*WORK TO BE COMPLETED*. Pull each line holding "React" out of the entries below.

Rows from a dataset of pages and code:

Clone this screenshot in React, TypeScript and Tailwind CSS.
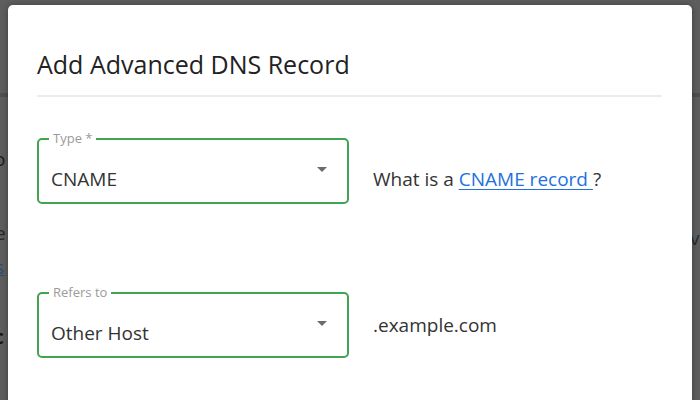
import React from "react";

function Caret() {
  return (
    <svg width="10" height="5" viewBox="0 0 10 5" className="shrink-0">
      <path d="M0 0h10L5 5z" fill="#6b6b6b" />
    </svg>
  );
}

function SelectField({ label, value, valueOffset }: { label: string; value: string; valueOffset: boolean }) {
  return (
    <div className="relative h-[66px] w-[312px] shrink-0 rounded-[5px] border-2 border-[#43a352]">
      <span className="absolute -top-[10px] left-[10px] bg-white px-[4px] text-[13px] leading-[16px] text-[#9a9a9a]">
        {label}
      </span>
      <div className="flex h-full items-center pl-[12px] pr-[20px]">
        <span className={"flex-1 text-[19px] text-[#333] " + (valueOffset ? "pt-4" : "pt-4")}>{value}</span>
        <span className="-mt-[4px]">
          <Caret />
        </span>
      </div>
    </div>
  );
}

export default function App() {
  return (
    <div
      className="relative h-[400px] w-[700px] overflow-hidden bg-[#5e5e5e]"
      style={{ fontFamily: '"Open Sans", "Noto Sans", sans-serif' }}
    >
      {/* page behind the backdrop */}
      <div className="flex h-full flex-col">
        <div className="h-[97px] shrink-0 border-b-[4px] border-[#4f4f4f]" />
        <div className="relative flex-1 text-[19px]">
          <span className="absolute -left-[6px] top-[48px] text-[#1c1c1c]">o</span>
          <span className="absolute -left-[5px] top-[122px] text-[#262626]">e</span>
          <span className="absolute -left-[5px] top-[156px] text-[#2c4a7a] underline">s</span>
          <span className="absolute -left-[6px] top-[226px] font-bold text-[#141414]">c</span>
          <span className="absolute left-[690px] top-[127px] text-[#2a2a2a]">v</span>
        </div>
      </div>

      {/* dialog */}
      <div className="absolute left-[8px] top-[5px] h-[420px] w-[684px] rounded-[5px] bg-white px-[29px] pt-[43px] shadow-[0_0_6px_rgba(0,0,0,0.35)]">
        <h2 className="text-[25px] leading-[32px] text-[#222]">Add Advanced DNS Record</h2>
        <div className="mt-[15px] h-[2px] w-[625px] bg-[#ececec]" />

        <div className="mt-[41px] flex items-center gap-[24px]">
          <SelectField label="Type *" value="CNAME" valueOffset />
          <p className="pt-4 text-[19px] text-[#333]">
            What is a{" "}
            <a href="#" className="text-[#2370e0] underline decoration-1 underline-offset-[3px]">
              CNAME record{" "}
            </a>
            ?
          </p>
        </div>

        <div className="mt-[88px] flex items-center gap-[24px]">
          <SelectField label="Refers to" value="Other Host" valueOffset />
          <p className="text-[19px] text-[#333]">.example.com</p>
        </div>
      </div>
    </div>
  );
}
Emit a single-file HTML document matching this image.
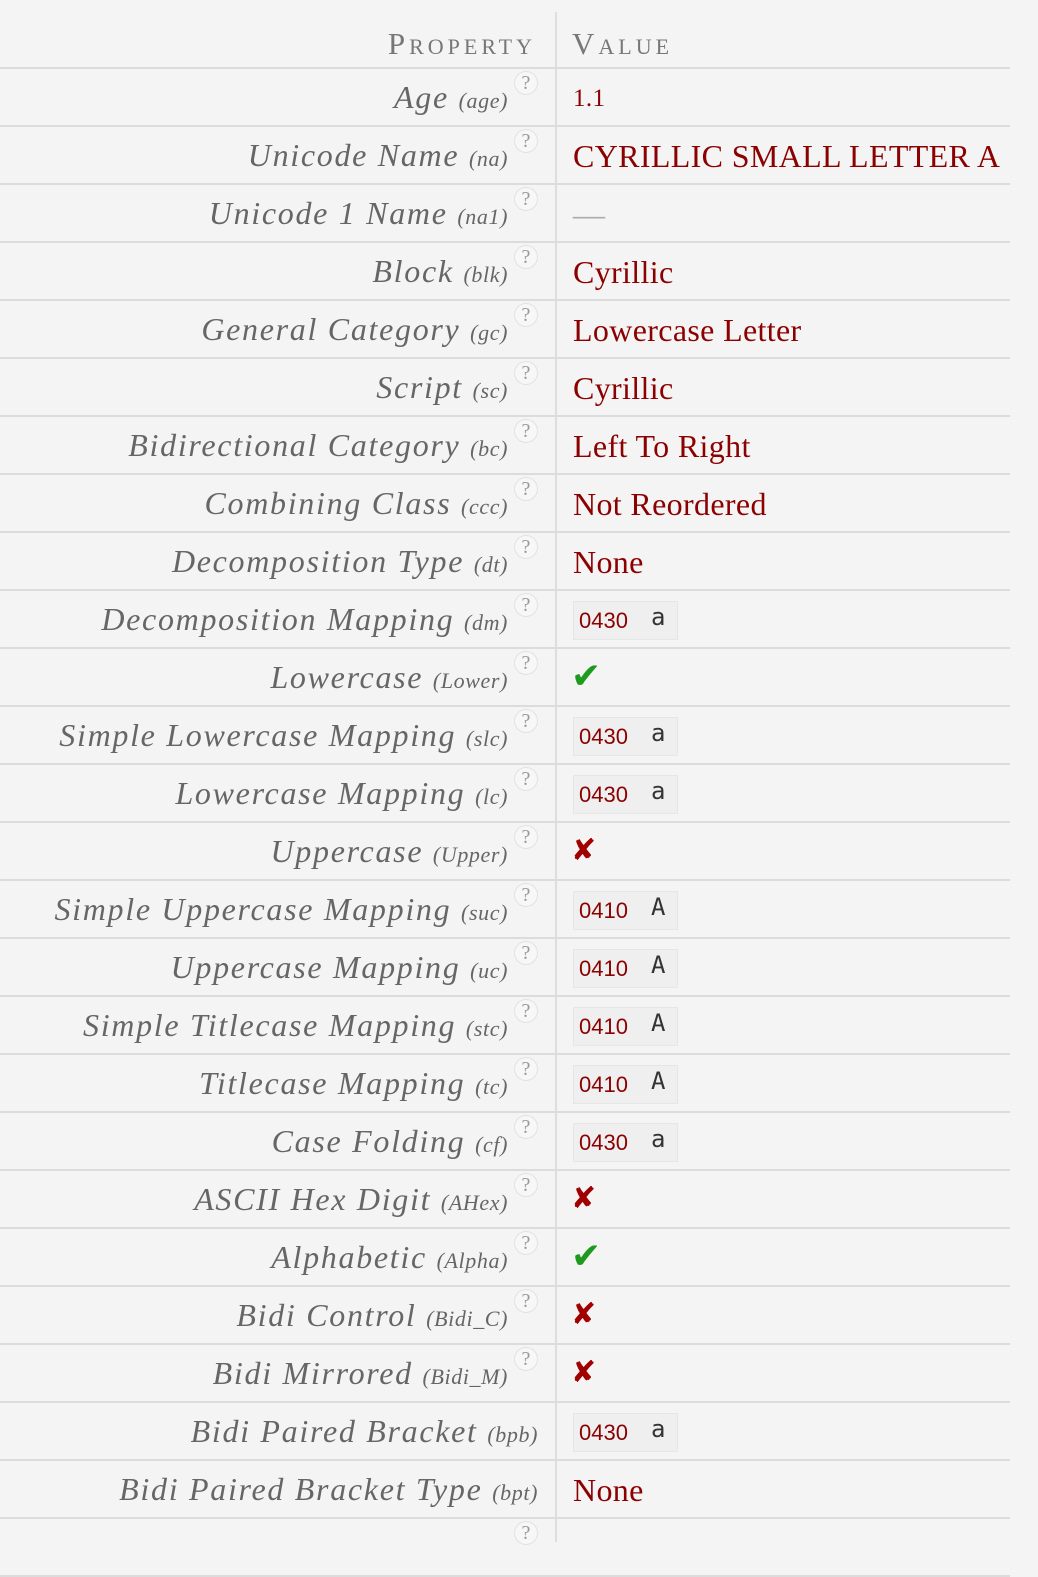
<!DOCTYPE html>
<html><head><meta charset="utf-8"><style>
html,body{margin:0;padding:0;background:#f4f4f4;width:1038px;height:1528px;overflow:hidden;}
.w{position:absolute;left:0;top:0;width:1010px;}
.vl{position:absolute;left:555px;top:12px;width:2px;height:1530px;background:#dedede;}
.hd{position:absolute;top:12px;height:55px;width:1010px;border-bottom:2px solid #dcdcdc;}
.hd .p{position:absolute;right:474px;top:14px;font:22px "Liberation Serif",serif;color:#777;letter-spacing:4px;}
.hd .v{position:absolute;left:572px;top:14px;font:22px "Liberation Serif",serif;color:#777;letter-spacing:4px;}
.hd big{font-size:31px;}
.r{position:relative;height:56px;border-bottom:2px solid #dcdcdc;width:1010px;}
.r .p{position:absolute;right:502px;top:10px;font:italic 32px "Liberation Serif",serif;color:#666;white-space:nowrap;letter-spacing:1.7px;}
.r .p.n{right:472px;}
.r .p small{font-size:22px;letter-spacing:0.6px;}
.q{position:absolute;left:514px;top:2px;width:22px;height:22px;border-radius:50%;border:1px solid #e2e2e2;background:#f7f7f7;font:20px "Liberation Serif",serif;color:#999;text-align:center;line-height:22px;}
.r .v{position:absolute;left:573px;top:11px;font:32px "Liberation Serif",serif;color:#8b0000;white-space:nowrap;letter-spacing:0.35px;}
.c{position:absolute;left:573px;top:10px;width:103px;height:37px;background:#efefef;border:1px solid #e6e6e6;}
.c span{position:absolute;left:5px;top:6px;font:22px "Liberation Sans",sans-serif;color:#8b0000;}
.c b{position:absolute;left:77px;top:1px;font:normal 24px "DejaVu Sans Mono",monospace;color:#333;}
.ok{position:absolute;left:571px;top:7px;font:bold 36px "DejaVu Sans",sans-serif;color:#1e9a1e;}
.no{position:absolute;left:571px;top:10px;font:bold 30px "DejaVu Sans",sans-serif;color:#a00000;}
</style></head><body>
<div class="vl"></div>
<div class="hd"><div class="p"><big>P</big>ROPERTY</div><div class="v"><big>V</big>ALUE</div></div>
<div class="w" style="top:69px">
<div class="r"><div class="p">Age <small>(age)</small></div><div class="q">?</div><div class="v" style="font-size:25px;top:16px">1.1</div></div>
<div class="r"><div class="p">Unicode Name <small>(na)</small></div><div class="q">?</div><div class="v">CYRILLIC SMALL LETTER A</div></div>
<div class="r"><div class="p">Unicode 1 Name <small>(na1)</small></div><div class="q">?</div><div class="v" style="color:#aaa">—</div></div>
<div class="r"><div class="p">Block <small>(blk)</small></div><div class="q">?</div><div class="v">Cyrillic</div></div>
<div class="r"><div class="p">General Category <small>(gc)</small></div><div class="q">?</div><div class="v">Lowercase Letter</div></div>
<div class="r"><div class="p">Script <small>(sc)</small></div><div class="q">?</div><div class="v">Cyrillic</div></div>
<div class="r"><div class="p">Bidirectional Category <small>(bc)</small></div><div class="q">?</div><div class="v">Left To Right</div></div>
<div class="r"><div class="p">Combining Class <small>(ccc)</small></div><div class="q">?</div><div class="v">Not Reordered</div></div>
<div class="r"><div class="p">Decomposition Type <small>(dt)</small></div><div class="q">?</div><div class="v">None</div></div>
<div class="r"><div class="p">Decomposition Mapping <small>(dm)</small></div><div class="q">?</div><div class="c"><span>0430</span><b>а</b></div></div>
<div class="r"><div class="p">Lowercase <small>(Lower)</small></div><div class="q">?</div><div class="ok">✔</div></div>
<div class="r"><div class="p">Simple Lowercase Mapping <small>(slc)</small></div><div class="q">?</div><div class="c"><span>0430</span><b>а</b></div></div>
<div class="r"><div class="p">Lowercase Mapping <small>(lc)</small></div><div class="q">?</div><div class="c"><span>0430</span><b>а</b></div></div>
<div class="r"><div class="p">Uppercase <small>(Upper)</small></div><div class="q">?</div><div class="no">✘</div></div>
<div class="r"><div class="p">Simple Uppercase Mapping <small>(suc)</small></div><div class="q">?</div><div class="c"><span>0410</span><b>А</b></div></div>
<div class="r"><div class="p">Uppercase Mapping <small>(uc)</small></div><div class="q">?</div><div class="c"><span>0410</span><b>А</b></div></div>
<div class="r"><div class="p">Simple Titlecase Mapping <small>(stc)</small></div><div class="q">?</div><div class="c"><span>0410</span><b>А</b></div></div>
<div class="r"><div class="p">Titlecase Mapping <small>(tc)</small></div><div class="q">?</div><div class="c"><span>0410</span><b>А</b></div></div>
<div class="r"><div class="p">Case Folding <small>(cf)</small></div><div class="q">?</div><div class="c"><span>0430</span><b>а</b></div></div>
<div class="r"><div class="p">ASCII Hex Digit <small>(AHex)</small></div><div class="q">?</div><div class="no">✘</div></div>
<div class="r"><div class="p">Alphabetic <small>(Alpha)</small></div><div class="q">?</div><div class="ok">✔</div></div>
<div class="r"><div class="p">Bidi Control <small>(Bidi_C)</small></div><div class="q">?</div><div class="no">✘</div></div>
<div class="r"><div class="p">Bidi Mirrored <small>(Bidi_M)</small></div><div class="q">?</div><div class="no">✘</div></div>
<div class="r"><div class="p n">Bidi Paired Bracket <small>(bpb)</small></div><div class="c"><span>0430</span><b>а</b></div></div>
<div class="r"><div class="p n">Bidi Paired Bracket Type <small>(bpt)</small></div><div class="v">None</div></div>
<div class="r"><div class="q">?</div></div>
</div>
</body></html>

*SOLUTION TO THE EXERCISE*.
Clone this screenshot in React, TypeScript and Tailwind CSS.
import React from "react";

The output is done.